One of my mantras around helping students learn is “connecting the known to the unknown.” In this book, Zaretta Hammond provides a handbook full of practical ways to do that, focused on the reality that, “Culture, it turns out, is the way that every brain makes sense of the world.” (p. 22) The point of the book: if we don’t teach in ways that connect with students’ cultures and ways of knowing, we will never light up their brains and help them transition from dependent-learners to independent learners.

 

There are so many words of wisdom and concrete ideas in this book about making real this idea of culturally responsive teaching. Hammond guides teachers through four phases of development: awareness, learning partnerships, information processing, and community building.
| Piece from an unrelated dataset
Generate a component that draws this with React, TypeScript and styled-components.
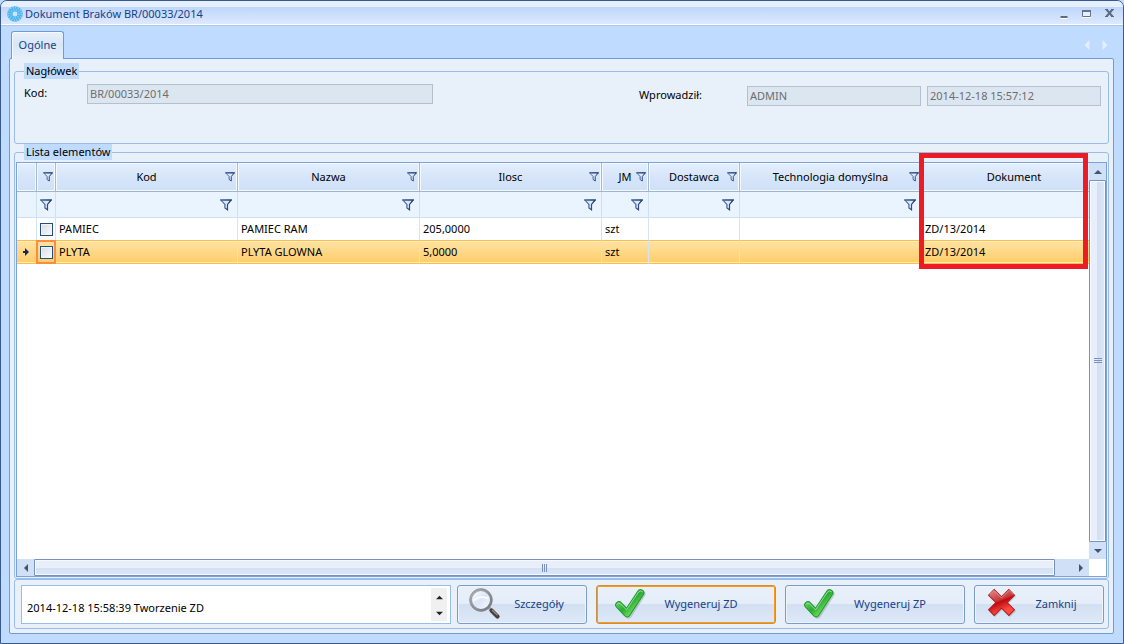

We need to first be aware of our own culture and position in society, develop a “cultural lens,” and learn to manage our own social-emotional response to students. Authentic relationships with students are key; without trust and a sense of belonging, students’ brains can get stuck in the primitive protection mode and no significant learning can occur. Different cultures have a variety of ways to process information; in many, it’s oral transmission through story-telling, music, movement, and rhythm. Teachers need to leverage those methods to engage students’ brains in learning. Community in the classroom means that children are in a “socially and intellectually safe space.” Only then can the automatic-shutdown parts of the brain quiet enough to let the analytical parts of the brain light up for deep learning.

 

Hammond provides a step-by-step guide to the “inside work” that each teacher has to do to become a culturally responsive teacher, first by getting clear about the layers of our own cultural upbringing. She helps us think about how to form learning partnerships with students, how to examine and rid ourselves of deficit thinking to see students as equal partners in key alliances focused on learning – theirs and ours. In trusting alliances, students are willing to take the necessary risks that are a central part of learning new information and ways of knowing and thinking. She shows us how to assess and evaluate student learning, giving feedback in ways that students will see as valid, a necessary condition for them to use it for improvement.

 

We know that uncertainty is a huge bandwidth stealer for students. Hammond’s prescriptions for classrooms that are safe for risk-taking and relationship-building help us envision learning environments where all students can recover enough bandwidth to thrive as independent learners.